[Start]
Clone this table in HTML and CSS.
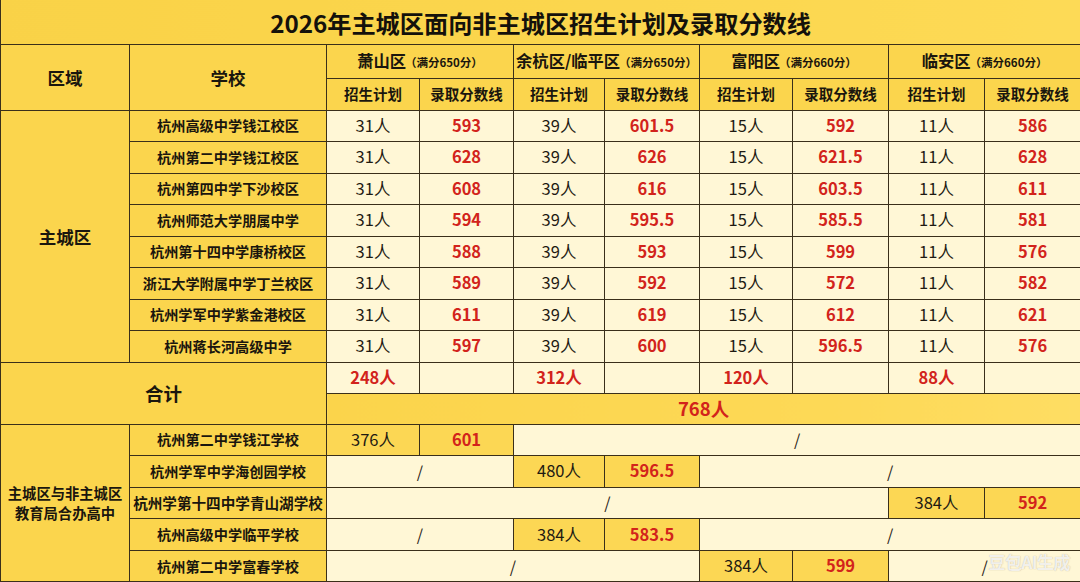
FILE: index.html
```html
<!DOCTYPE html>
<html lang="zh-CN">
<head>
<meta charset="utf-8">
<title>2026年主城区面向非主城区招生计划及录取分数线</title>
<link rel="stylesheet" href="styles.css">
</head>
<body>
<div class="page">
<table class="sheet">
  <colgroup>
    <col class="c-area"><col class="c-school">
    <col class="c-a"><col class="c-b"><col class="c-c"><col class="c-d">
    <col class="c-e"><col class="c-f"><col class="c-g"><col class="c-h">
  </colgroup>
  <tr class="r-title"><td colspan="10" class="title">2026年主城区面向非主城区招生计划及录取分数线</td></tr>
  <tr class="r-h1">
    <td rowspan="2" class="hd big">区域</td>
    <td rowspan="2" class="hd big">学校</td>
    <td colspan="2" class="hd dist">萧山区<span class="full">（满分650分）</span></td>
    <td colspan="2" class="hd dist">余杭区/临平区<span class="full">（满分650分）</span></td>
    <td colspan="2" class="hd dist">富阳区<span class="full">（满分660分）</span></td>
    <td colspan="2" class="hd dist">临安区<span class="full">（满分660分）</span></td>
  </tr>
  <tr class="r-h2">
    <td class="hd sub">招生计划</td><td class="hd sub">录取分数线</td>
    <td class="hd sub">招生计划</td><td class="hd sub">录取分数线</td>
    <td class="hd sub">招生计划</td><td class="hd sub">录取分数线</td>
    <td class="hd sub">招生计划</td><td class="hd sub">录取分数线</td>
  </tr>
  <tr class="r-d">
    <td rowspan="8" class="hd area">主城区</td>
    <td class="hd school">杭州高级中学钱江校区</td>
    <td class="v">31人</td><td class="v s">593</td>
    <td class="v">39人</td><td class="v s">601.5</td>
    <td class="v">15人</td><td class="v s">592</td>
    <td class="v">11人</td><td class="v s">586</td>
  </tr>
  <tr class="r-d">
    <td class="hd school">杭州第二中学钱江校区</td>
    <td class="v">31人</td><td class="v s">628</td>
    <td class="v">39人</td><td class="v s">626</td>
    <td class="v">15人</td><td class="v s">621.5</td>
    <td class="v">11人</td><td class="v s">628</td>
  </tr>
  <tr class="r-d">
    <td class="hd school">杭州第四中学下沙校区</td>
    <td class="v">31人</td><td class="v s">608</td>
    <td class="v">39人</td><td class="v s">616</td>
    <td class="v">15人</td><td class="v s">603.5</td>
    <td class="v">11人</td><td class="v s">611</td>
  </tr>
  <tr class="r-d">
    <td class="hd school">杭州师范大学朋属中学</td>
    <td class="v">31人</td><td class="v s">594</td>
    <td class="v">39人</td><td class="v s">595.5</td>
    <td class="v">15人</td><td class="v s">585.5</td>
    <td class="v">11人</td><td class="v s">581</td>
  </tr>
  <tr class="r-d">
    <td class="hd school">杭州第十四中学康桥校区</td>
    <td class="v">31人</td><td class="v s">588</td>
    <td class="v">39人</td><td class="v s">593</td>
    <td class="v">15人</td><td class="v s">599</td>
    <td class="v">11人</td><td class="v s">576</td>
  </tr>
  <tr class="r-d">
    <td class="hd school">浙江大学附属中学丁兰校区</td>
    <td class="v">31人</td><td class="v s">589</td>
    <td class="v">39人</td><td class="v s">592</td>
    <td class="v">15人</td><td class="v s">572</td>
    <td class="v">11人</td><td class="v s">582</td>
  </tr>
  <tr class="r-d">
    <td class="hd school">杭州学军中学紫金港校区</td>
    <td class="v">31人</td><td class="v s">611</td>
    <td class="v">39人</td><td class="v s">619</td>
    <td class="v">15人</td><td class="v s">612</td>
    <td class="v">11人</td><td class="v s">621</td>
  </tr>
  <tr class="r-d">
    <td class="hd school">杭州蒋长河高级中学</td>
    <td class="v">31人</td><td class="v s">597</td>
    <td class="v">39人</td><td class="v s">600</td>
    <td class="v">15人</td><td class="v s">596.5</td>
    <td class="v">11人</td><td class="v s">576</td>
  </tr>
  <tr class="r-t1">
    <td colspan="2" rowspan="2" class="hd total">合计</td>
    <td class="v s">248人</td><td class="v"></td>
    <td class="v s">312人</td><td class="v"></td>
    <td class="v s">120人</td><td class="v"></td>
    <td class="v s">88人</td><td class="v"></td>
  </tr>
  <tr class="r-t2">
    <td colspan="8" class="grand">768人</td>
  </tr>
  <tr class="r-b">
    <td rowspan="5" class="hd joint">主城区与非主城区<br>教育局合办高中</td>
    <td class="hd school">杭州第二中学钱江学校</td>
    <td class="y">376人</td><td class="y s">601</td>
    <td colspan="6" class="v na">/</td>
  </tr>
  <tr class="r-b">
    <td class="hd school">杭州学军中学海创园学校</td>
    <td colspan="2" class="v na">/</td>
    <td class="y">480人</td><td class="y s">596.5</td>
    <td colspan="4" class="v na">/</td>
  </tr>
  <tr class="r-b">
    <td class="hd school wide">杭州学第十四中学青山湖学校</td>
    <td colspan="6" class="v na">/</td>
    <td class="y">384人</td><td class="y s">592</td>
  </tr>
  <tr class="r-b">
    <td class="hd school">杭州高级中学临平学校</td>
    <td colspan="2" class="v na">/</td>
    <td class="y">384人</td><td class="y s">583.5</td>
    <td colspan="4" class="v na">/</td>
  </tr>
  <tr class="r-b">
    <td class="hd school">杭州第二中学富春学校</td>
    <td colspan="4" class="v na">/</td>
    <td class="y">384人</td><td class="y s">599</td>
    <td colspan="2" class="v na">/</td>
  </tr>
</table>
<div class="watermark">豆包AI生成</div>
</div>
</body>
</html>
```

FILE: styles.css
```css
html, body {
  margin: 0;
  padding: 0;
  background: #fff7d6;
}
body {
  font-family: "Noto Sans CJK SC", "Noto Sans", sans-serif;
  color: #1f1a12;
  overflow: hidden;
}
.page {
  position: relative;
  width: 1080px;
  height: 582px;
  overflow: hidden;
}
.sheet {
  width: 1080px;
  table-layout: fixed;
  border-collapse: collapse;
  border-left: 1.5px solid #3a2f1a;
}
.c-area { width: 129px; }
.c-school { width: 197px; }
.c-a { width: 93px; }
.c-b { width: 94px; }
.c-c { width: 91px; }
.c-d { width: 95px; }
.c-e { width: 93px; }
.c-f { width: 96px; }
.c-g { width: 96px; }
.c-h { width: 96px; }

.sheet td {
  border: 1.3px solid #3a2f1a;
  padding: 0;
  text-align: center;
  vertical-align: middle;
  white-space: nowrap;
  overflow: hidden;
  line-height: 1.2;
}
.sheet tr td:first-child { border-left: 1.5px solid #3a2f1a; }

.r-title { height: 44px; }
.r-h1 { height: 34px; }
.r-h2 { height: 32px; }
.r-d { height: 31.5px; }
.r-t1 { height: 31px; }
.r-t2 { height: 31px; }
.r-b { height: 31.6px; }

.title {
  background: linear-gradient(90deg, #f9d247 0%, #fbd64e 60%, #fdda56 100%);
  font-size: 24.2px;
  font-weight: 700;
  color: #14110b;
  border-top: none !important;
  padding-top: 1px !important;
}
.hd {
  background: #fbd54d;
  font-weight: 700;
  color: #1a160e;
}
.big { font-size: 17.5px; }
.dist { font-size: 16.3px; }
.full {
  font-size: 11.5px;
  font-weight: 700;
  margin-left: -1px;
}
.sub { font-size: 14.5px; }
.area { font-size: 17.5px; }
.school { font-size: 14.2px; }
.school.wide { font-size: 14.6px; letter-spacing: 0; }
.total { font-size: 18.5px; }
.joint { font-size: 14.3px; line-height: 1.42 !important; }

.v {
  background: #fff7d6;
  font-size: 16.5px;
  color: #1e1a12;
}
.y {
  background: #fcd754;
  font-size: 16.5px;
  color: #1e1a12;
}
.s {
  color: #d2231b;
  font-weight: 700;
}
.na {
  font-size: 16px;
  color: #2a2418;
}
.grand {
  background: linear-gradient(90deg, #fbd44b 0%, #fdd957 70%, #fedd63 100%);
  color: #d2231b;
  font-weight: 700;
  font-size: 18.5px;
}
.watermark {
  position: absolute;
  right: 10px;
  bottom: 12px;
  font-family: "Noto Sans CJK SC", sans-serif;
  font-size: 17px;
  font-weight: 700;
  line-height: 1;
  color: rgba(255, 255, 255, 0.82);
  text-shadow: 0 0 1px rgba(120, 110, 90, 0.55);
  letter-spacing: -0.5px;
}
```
[End]
Exercise task:
State only how many lines in the material include "table".

Output:
4